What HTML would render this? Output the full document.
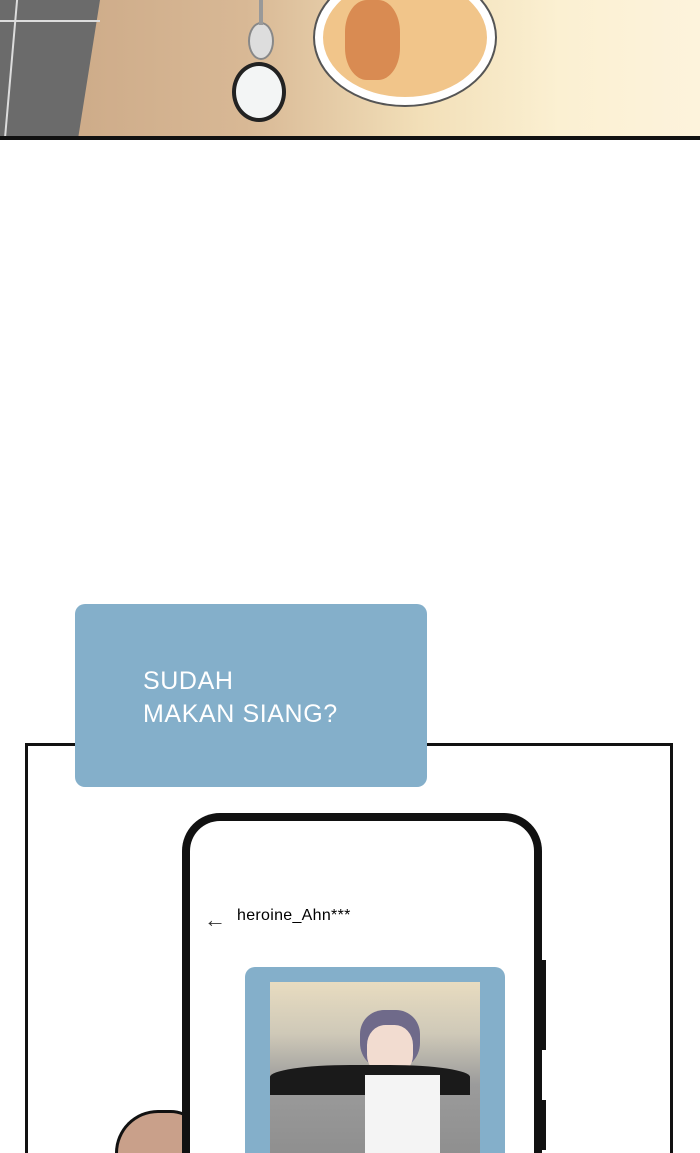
<!DOCTYPE html>
<html style="overflow:hidden;height:1153px"><head><style>
html,body{margin:0;width:700px;height:1153px;overflow:hidden}
body{position:relative;background:#fff;font-family:"Liberation Sans",sans-serif}
div{position:absolute;box-sizing:border-box}
</style></head><body>
<div style="left:0;top:0;width:700px;height:1153px;overflow:hidden">
<div style="left:0;top:0;width:700px;height:139px;background:linear-gradient(90deg,#c9a684 0%,#d8b895 35%,#f2dfb8 60%,#fbf0d2 80%,#fdf3dc 100%)"></div>
<div style="left:0;top:0;width:100px;height:139px;background:#6b6b6b;clip-path:polygon(0 0,100px 0,78px 139px,0 139px)"></div>
<div style="left:10px;top:0;width:2px;height:139px;background:#ddd;transform:skewX(-5deg)"></div>
<div style="left:0;top:20px;width:100px;height:2px;background:#ddd"></div>
<div style="left:232px;top:62px;width:54px;height:60px;border:4px solid #222;border-radius:50%;background:#f3f5f5"></div>
<div style="left:248px;top:22px;width:26px;height:38px;border-radius:50%;background:#ddd;border:2px solid #888"></div>
<div style="left:259px;top:0;width:4px;height:25px;background:#999"></div>
<div style="left:315px;top:-30px;width:180px;height:135px;border-radius:50%;background:#f1c58a;border:8px solid #fff;box-shadow:0 0 0 2px #555"></div>
<div style="left:345px;top:0;width:55px;height:80px;background:#d98b52;border-radius:40%"></div>
<div style="left:0;top:136px;width:700px;height:4px;background:#111"></div>
<div style="left:25px;top:743px;width:648px;height:410px;border:3px solid #111;border-bottom:none"></div>
<div style="left:75px;top:604px;width:352px;height:183px;background:#84afca;border-radius:10px"></div>
<div style="left:143px;top:665px;color:#fff;font-size:25px;line-height:33px;letter-spacing:0.6px">SUDAH<br>MAKAN SIANG?</div>
<div style="left:115px;top:1110px;width:90px;height:43px;background:#c9a08a;border:3px solid #111;border-bottom:none;border-radius:45px 36px 0 0"></div>
<div style="left:182px;top:813px;width:360px;height:340px;border:8px solid #111;border-bottom:none;border-radius:38px 38px 0 0;background:#fff"></div>
<div style="left:540px;top:960px;width:6px;height:90px;background:#111"></div>
<div style="left:540px;top:1100px;width:6px;height:50px;background:#111"></div>
<div style="left:204px;top:907px;font-size:22px;color:#333">←</div>
<div style="left:237px;top:907px;font-size:16px;color:#000;letter-spacing:0.3px">heroine_Ahn***</div>
<div style="left:245px;top:967px;width:260px;height:186px;background:#84afca;border-radius:10px 10px 0 0"></div>
<div style="left:270px;top:982px;width:210px;height:171px;background:linear-gradient(180deg,#e8dcc0 0%,#cfc9b8 30%,#9b9b9b 60%,#8f8f8f 100%)"></div>
<div style="left:360px;top:1010px;width:60px;height:60px;border-radius:40% 40% 45% 45%;background:#6f6a8a"></div>
<div style="left:367px;top:1025px;width:46px;height:50px;border-radius:40%;background:#f2dcd0"></div>
<div style="left:270px;top:1065px;width:200px;height:30px;background:#1a1a1a;border-radius:40% 40% 0 0"></div>
<div style="left:365px;top:1075px;width:75px;height:78px;background:#f4f4f4"></div>
</div>
</body></html>
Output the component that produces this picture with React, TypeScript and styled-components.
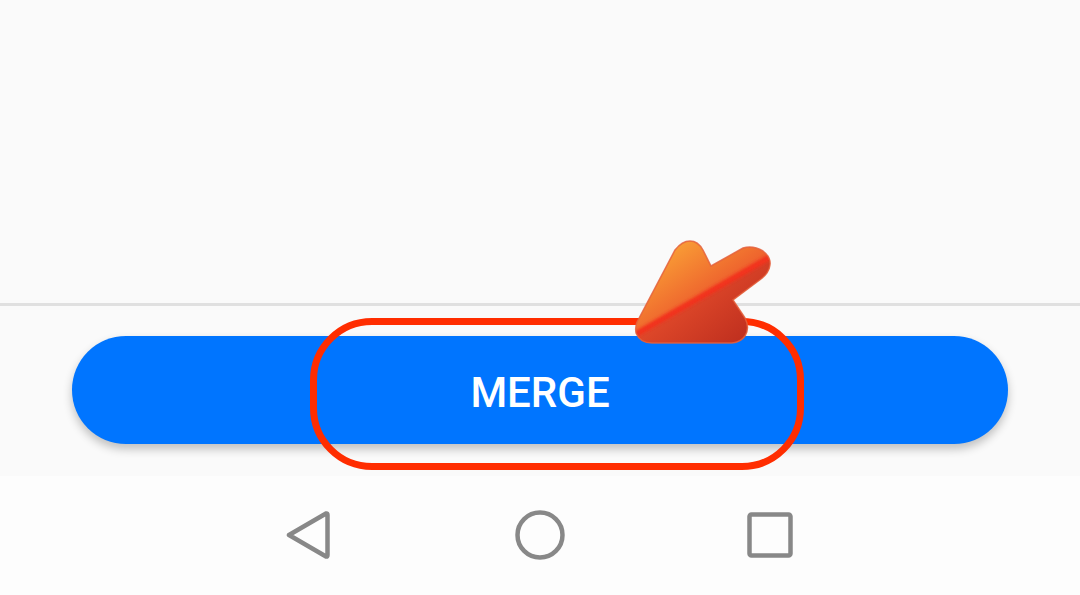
import React from 'react';
import styled, { createGlobalStyle } from 'styled-components';

const GlobalStyle = createGlobalStyle`
  html, body {
    margin: 0;
    padding: 0;
    background: #fafafa;
  }
  #root {
    height: 595px;
  }
`;

const Screen = styled.div`
  width: 1080px;
  height: 595px;
  position: relative;
  overflow: hidden;
  display: flex;
  flex-direction: column;
  background: #fafafa;
  font-family: Roboto, 'Liberation Sans', sans-serif;
`;

const Content = styled.main`
  height: 303px;
`;

const Footer = styled.section`
  height: 173px;
  box-sizing: border-box;
  border-top: 3px solid #e0e0e0;
  padding: 30px 72px 0;
`;

const MergeButton = styled.button`
  position: relative;
  display: block;
  width: 100%;
  height: 108px;
  border: 0;
  padding: 4px 0 0;
  border-radius: 54px;
  background: #0075ff;
  color: #fff;
  font-family: inherit;
  font-size: 42px;
  font-weight: 500;
  letter-spacing: 0;
  box-shadow: 0 5px 10px rgba(0, 0, 0, 0.24);
`;

const Highlight = styled.div`
  position: absolute;
  left: 310px;
  top: 318px;
  width: 494px;
  height: 152px;
  box-sizing: border-box;
  border: 7px solid #ff2d00;
  border-radius: 62px;
`;

const Pointer = styled.svg`
  position: absolute;
  left: 620px;
  top: 230px;
`;

const NavBar = styled.nav`
  flex: 1;
  background: #fdfdfd;
  display: flex;
  align-items: center;
  justify-content: center;
  gap: 182px;
  padding: 0 1px 1px 0;
`;

const NavIcon = styled.svg<{ $offset?: number }>`
  display: block;
  margin-left: ${(p) => p.$offset ?? 0}px;
  fill: none;
  stroke: #888;
  stroke-width: 4.5;
  stroke-linejoin: round;
`;

const ARROW_OUTLINE =
  'M637 322 L675 250 Q682 241 690 241 Q698 241 703 250 L711 266 L743 248 Q753 245 763 251 Q771 257 770 265 Q769 273 761 279 L733 300 L745 318 Q750 328 745 336 Q741 342 732 343 L652 343 Q640 343 636 333 Q635 327 637 322 Z';

const Arrow = () => (
  <Pointer width="170" height="125" viewBox="620 230 170 125">
    <defs>
      <linearGradient id="upper" x1="680" y1="245" x2="725" y2="310" gradientUnits="userSpaceOnUse">
        <stop offset="0" stopColor="#f89a35" />
        <stop offset="1" stopColor="#ea4c2a" />
      </linearGradient>
      <linearGradient id="lower" x1="690" y1="290" x2="735" y2="345" gradientUnits="userSpaceOnUse">
        <stop offset="0" stopColor="#e0492a" />
        <stop offset="1" stopColor="#c0301f" />
      </linearGradient>
      <filter id="soft" x="-10%" y="-30%" width="120%" height="160%">
        <feGaussianBlur stdDeviation="1.6" />
      </filter>
      <clipPath id="shape">
        <path d={ARROW_OUTLINE} />
      </clipPath>
    </defs>
    <g clipPath="url(#shape)">
      <rect x="620" y="230" width="170" height="125" fill="url(#upper)" />
      <path d="M630 336 L775 256 L790 355 L630 355 Z" fill="url(#lower)" />
      <path d="M636 334 L770 257" stroke="#f2301f" strokeWidth="6" filter="url(#soft)" />
    </g>
    <path d={ARROW_OUTLINE} fill="none" stroke="#e4603c" strokeWidth="1.5" opacity="0.85" />
  </Pointer>
);

export default function App() {
  return (
    <Screen>
      <GlobalStyle />
      <Content />
      <Footer>
        <MergeButton>MERGE</MergeButton>
      </Footer>
      <NavBar>
        <NavIcon width="44" height="52" viewBox="0 0 44 52">
          <path d="M3 26 L40 4.500 Q41.500 4 41.500 6 L41.500 46 Q41.500 48 40 47.500 Z" />
        </NavIcon>
        <NavIcon $offset={3} width="50" height="50" viewBox="0 0 50 50">
          <circle cx="25" cy="25" r="22.500" />
        </NavIcon>
        <NavIcon width="46" height="46" viewBox="0 0 46 46">
          <rect x="2.500" y="2.500" width="41" height="41" rx="2" />
        </NavIcon>
      </NavBar>
      <Highlight />
      <Arrow />
    </Screen>
  );
}
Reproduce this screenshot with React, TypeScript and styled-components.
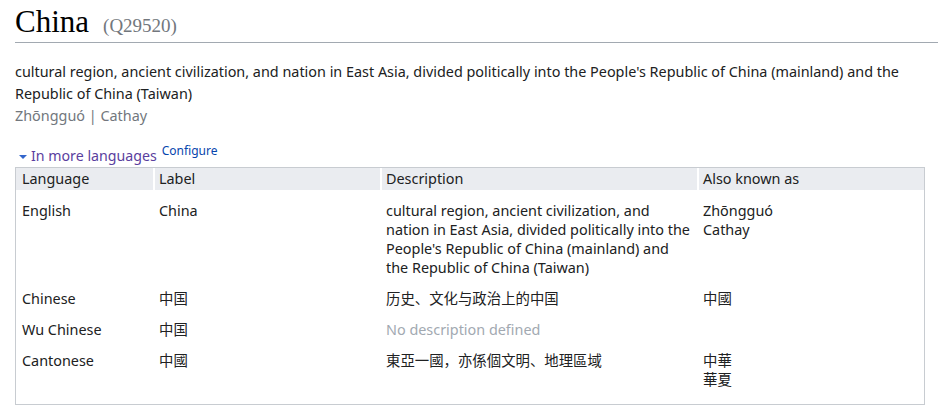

------------

* [Directions] Quote the material exactly. Pictures stay out.

* [Solution for this task]
What HTML would render this? Output the full document.
<!DOCTYPE html>
<html style="overflow:hidden;height:1153px"><head><style>
html,body{margin:0;width:700px;height:1153px;overflow:hidden}
body{position:relative;background:#fff;font-family:"Liberation Sans",sans-serif}
div{position:absolute;box-sizing:border-box}
</style></head><body>
<div style="left:0;top:0;width:700px;height:1153px;overflow:hidden">
<div style="left:0;top:0;width:700px;height:139px;background:linear-gradient(90deg,#c9a684 0%,#d8b895 35%,#f2dfb8 60%,#fbf0d2 80%,#fdf3dc 100%)"></div>
<div style="left:0;top:0;width:100px;height:139px;background:#6b6b6b;clip-path:polygon(0 0,100px 0,78px 139px,0 139px)"></div>
<div style="left:10px;top:0;width:2px;height:139px;background:#ddd;transform:skewX(-5deg)"></div>
<div style="left:0;top:20px;width:100px;height:2px;background:#ddd"></div>
<div style="left:232px;top:62px;width:54px;height:60px;border:4px solid #222;border-radius:50%;background:#f3f5f5"></div>
<div style="left:248px;top:22px;width:26px;height:38px;border-radius:50%;background:#ddd;border:2px solid #888"></div>
<div style="left:259px;top:0;width:4px;height:25px;background:#999"></div>
<div style="left:315px;top:-30px;width:180px;height:135px;border-radius:50%;background:#f1c58a;border:8px solid #fff;box-shadow:0 0 0 2px #555"></div>
<div style="left:345px;top:0;width:55px;height:80px;background:#d98b52;border-radius:40%"></div>
<div style="left:0;top:136px;width:700px;height:4px;background:#111"></div>
<div style="left:25px;top:743px;width:648px;height:410px;border:3px solid #111;border-bottom:none"></div>
<div style="left:75px;top:604px;width:352px;height:183px;background:#84afca;border-radius:10px"></div>
<div style="left:143px;top:665px;color:#fff;font-size:25px;line-height:33px;letter-spacing:0.6px">SUDAH<br>MAKAN SIANG?</div>
<div style="left:115px;top:1110px;width:90px;height:43px;background:#c9a08a;border:3px solid #111;border-bottom:none;border-radius:45px 36px 0 0"></div>
<div style="left:182px;top:813px;width:360px;height:340px;border:8px solid #111;border-bottom:none;border-radius:38px 38px 0 0;background:#fff"></div>
<div style="left:540px;top:960px;width:6px;height:90px;background:#111"></div>
<div style="left:540px;top:1100px;width:6px;height:50px;background:#111"></div>
<div style="left:204px;top:907px;font-size:22px;color:#333">←</div>
<div style="left:237px;top:907px;font-size:16px;color:#000;letter-spacing:0.3px">heroine_Ahn***</div>
<div style="left:245px;top:967px;width:260px;height:186px;background:#84afca;border-radius:10px 10px 0 0"></div>
<div style="left:270px;top:982px;width:210px;height:171px;background:linear-gradient(180deg,#e8dcc0 0%,#cfc9b8 30%,#9b9b9b 60%,#8f8f8f 100%)"></div>
<div style="left:360px;top:1010px;width:60px;height:60px;border-radius:40% 40% 45% 45%;background:#6f6a8a"></div>
<div style="left:367px;top:1025px;width:46px;height:50px;border-radius:40%;background:#f2dcd0"></div>
<div style="left:270px;top:1065px;width:200px;height:30px;background:#1a1a1a;border-radius:40% 40% 0 0"></div>
<div style="left:365px;top:1075px;width:75px;height:78px;background:#f4f4f4"></div>
</div>
</body></html>
Output the component that produces this picture with React, TypeScript and styled-components.
import React from 'react';
import styled, { createGlobalStyle } from 'styled-components';

const GlobalStyle = createGlobalStyle`
  html, body {
    margin: 0;
    padding: 0;
    background: #fafafa;
  }
  #root {
    height: 595px;
  }
`;

const Screen = styled.div`
  width: 1080px;
  height: 595px;
  position: relative;
  overflow: hidden;
  display: flex;
  flex-direction: column;
  background: #fafafa;
  font-family: Roboto, 'Liberation Sans', sans-serif;
`;

const Content = styled.main`
  height: 303px;
`;

const Footer = styled.section`
  height: 173px;
  box-sizing: border-box;
  border-top: 3px solid #e0e0e0;
  padding: 30px 72px 0;
`;

const MergeButton = styled.button`
  position: relative;
  display: block;
  width: 100%;
  height: 108px;
  border: 0;
  padding: 4px 0 0;
  border-radius: 54px;
  background: #0075ff;
  color: #fff;
  font-family: inherit;
  font-size: 42px;
  font-weight: 500;
  letter-spacing: 0;
  box-shadow: 0 5px 10px rgba(0, 0, 0, 0.24);
`;

const Highlight = styled.div`
  position: absolute;
  left: 310px;
  top: 318px;
  width: 494px;
  height: 152px;
  box-sizing: border-box;
  border: 7px solid #ff2d00;
  border-radius: 62px;
`;

const Pointer = styled.svg`
  position: absolute;
  left: 620px;
  top: 230px;
`;

const NavBar = styled.nav`
  flex: 1;
  background: #fdfdfd;
  display: flex;
  align-items: center;
  justify-content: center;
  gap: 182px;
  padding: 0 1px 1px 0;
`;

const NavIcon = styled.svg<{ $offset?: number }>`
  display: block;
  margin-left: ${(p) => p.$offset ?? 0}px;
  fill: none;
  stroke: #888;
  stroke-width: 4.5;
  stroke-linejoin: round;
`;

const ARROW_OUTLINE =
  'M637 322 L675 250 Q682 241 690 241 Q698 241 703 250 L711 266 L743 248 Q753 245 763 251 Q771 257 770 265 Q769 273 761 279 L733 300 L745 318 Q750 328 745 336 Q741 342 732 343 L652 343 Q640 343 636 333 Q635 327 637 322 Z';

const Arrow = () => (
  <Pointer width="170" height="125" viewBox="620 230 170 125">
    <defs>
      <linearGradient id="upper" x1="680" y1="245" x2="725" y2="310" gradientUnits="userSpaceOnUse">
        <stop offset="0" stopColor="#f89a35" />
        <stop offset="1" stopColor="#ea4c2a" />
      </linearGradient>
      <linearGradient id="lower" x1="690" y1="290" x2="735" y2="345" gradientUnits="userSpaceOnUse">
        <stop offset="0" stopColor="#e0492a" />
        <stop offset="1" stopColor="#c0301f" />
      </linearGradient>
      <filter id="soft" x="-10%" y="-30%" width="120%" height="160%">
        <feGaussianBlur stdDeviation="1.6" />
      </filter>
      <clipPath id="shape">
        <path d={ARROW_OUTLINE} />
      </clipPath>
    </defs>
    <g clipPath="url(#shape)">
      <rect x="620" y="230" width="170" height="125" fill="url(#upper)" />
      <path d="M630 336 L775 256 L790 355 L630 355 Z" fill="url(#lower)" />
      <path d="M636 334 L770 257" stroke="#f2301f" strokeWidth="6" filter="url(#soft)" />
    </g>
    <path d={ARROW_OUTLINE} fill="none" stroke="#e4603c" strokeWidth="1.5" opacity="0.85" />
  </Pointer>
);

export default function App() {
  return (
    <Screen>
      <GlobalStyle />
      <Content />
      <Footer>
        <MergeButton>MERGE</MergeButton>
      </Footer>
      <NavBar>
        <NavIcon width="44" height="52" viewBox="0 0 44 52">
          <path d="M3 26 L40 4.500 Q41.500 4 41.500 6 L41.500 46 Q41.500 48 40 47.500 Z" />
        </NavIcon>
        <NavIcon $offset={3} width="50" height="50" viewBox="0 0 50 50">
          <circle cx="25" cy="25" r="22.500" />
        </NavIcon>
        <NavIcon width="46" height="46" viewBox="0 0 46 46">
          <rect x="2.500" y="2.500" width="41" height="41" rx="2" />
        </NavIcon>
      </NavBar>
      <Highlight />
      <Arrow />
    </Screen>
  );
}
Reproduce this screenshot with React, TypeScript and styled-components.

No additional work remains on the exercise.